We used the R package GOseq v1.26 [94] to test for enrichment of GO terms in specific groups of DE transcripts. We considered over-represented GO terms with a Benjamini Hochberg FDR adjusted p-value of < 0.05 to be significantly enriched.

Functional annotation

Functional annotations of transcripts were obtained from the TGACv1 annotation [41]. Additionally, for coding transcripts we performed BLASTP against the non-redundant NCBI protein database and conserved domain database, in each case the top hit based on e-value was retained. In cases where all three annotations were in agreement, the TGAC annotation is reported. In cases where the three annotations produced differing results, all annotations are reported. Orthologues in other species such as Arabidopsis and rice were obtained from Ensembl plants release 36. Eight of the 112 DE transcripts had no annotation or protein sequence similarity with other species. We manually categorised the remaining 104 DE transcripts based on their predicted function. Transcripts that fell into a category of size 1 were classed as ‘other’. For the non-coding transcripts, we used BLASTN to identify potential miRNA precursors using a set of conserved and wheat specific miRNA sequences obtained from Sun et al., 2014 [48]. We used the -task blastn-short option of BLAST for short sequences and only considered hits of the full length of the miRNA sequence with no mismatches as potential precursors. We used the psRNAtarget tool (http://plantgrn.noble.org/psRNATarget/) to determine the miRNA targets.

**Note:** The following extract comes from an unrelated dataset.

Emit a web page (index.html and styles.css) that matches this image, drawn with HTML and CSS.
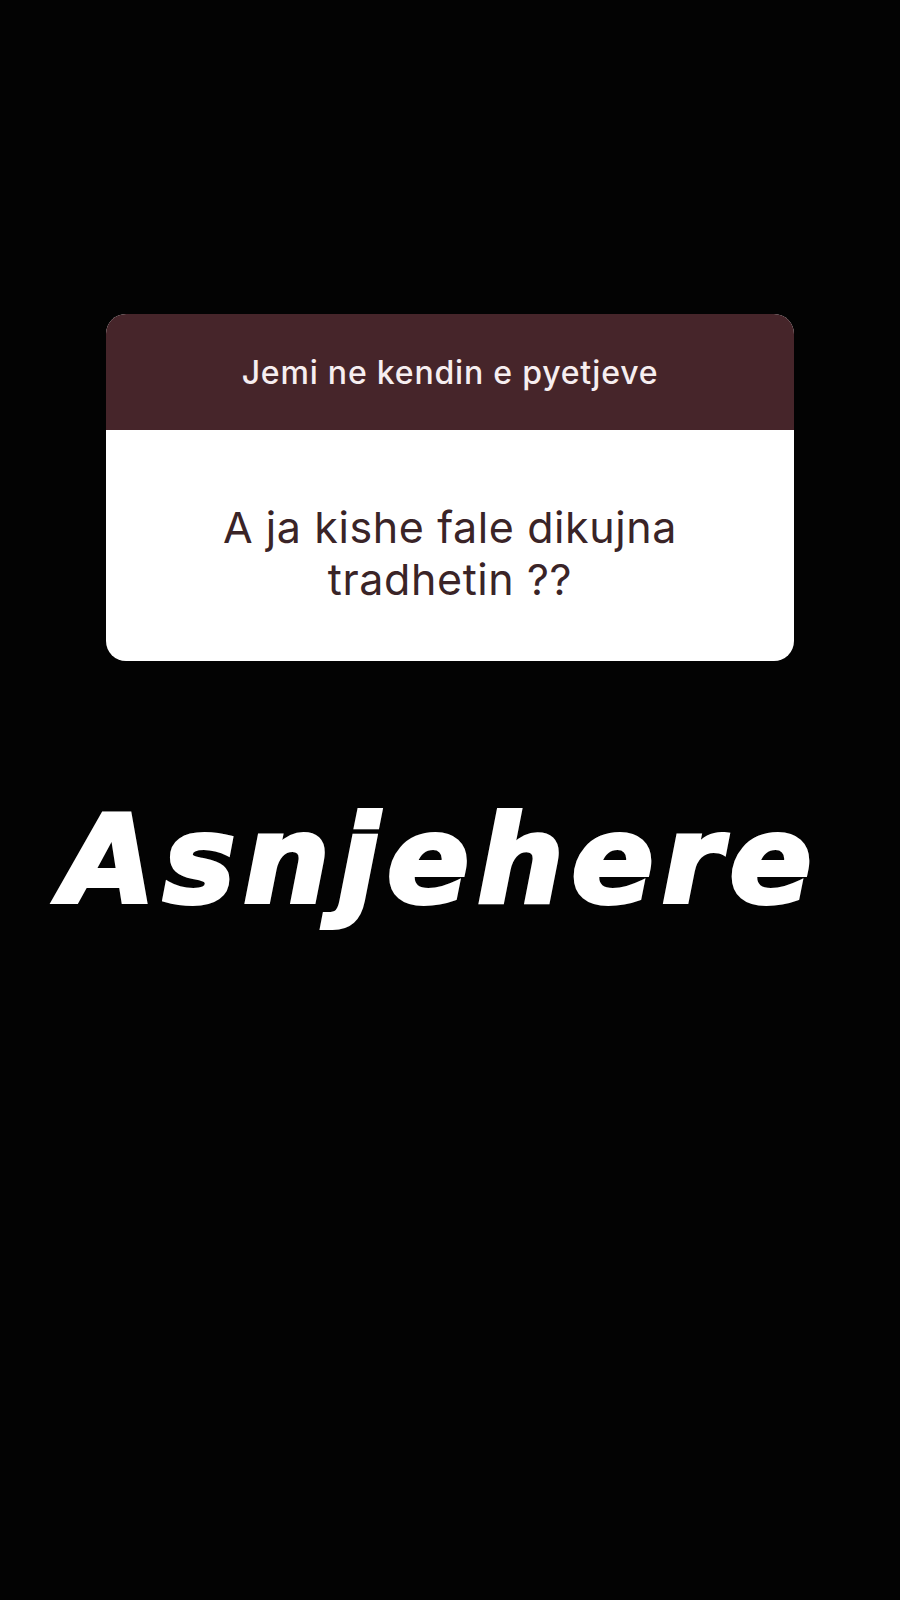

Identification of transcription factor binding sites

We extracted 1000 bp of sequence upstream of the cDNA start site to search for transcription factor binding sites (TFBS). Transcripts with < 1000 bp upstream in the reference sequence were not used in the analysis. We used the FIMO tool from the MEME suite (v 4.11.4; [95]) with a position weight matrix (PWM) obtained from plantPAN 2.0 (http://plantpan2.itps.ncku.edu.tw/; [96]). We ran FIMO with a p value threshold of <1e-4 (default), increased the max-stored-scores to 1,000,000 to account for the size of the dataset, and used a –motif-pseudo of 1e-8 as recommended by Peng et al. [97] for use with PWMs. We generated a background model using the fasta-get-markov command of MEME on all extracted promoter sequences.

Enrichment testing

To test for enrichment of different categories of transcripts relative to all expressed transcripts we performed Fisher’s exact test using R-3.2.5. For functional annotation categories, enrichment testing was only performed on categories that could be extracted using GO terms and key words based on their annotation in the TGAC reference. Only DE transcripts that could be extracted using this method were used in the enrichment tests. For example, we identified 12 DE transcripts associated with ubiquitin. The annotation of these transcripts was obtained through a combination of the TGAC annotation and manual annotation. However, only seven of these transcripts could be extracted using GO terms and key words from the whole reference annotation. Therefore, only seven transcripts were used for the enrichment test.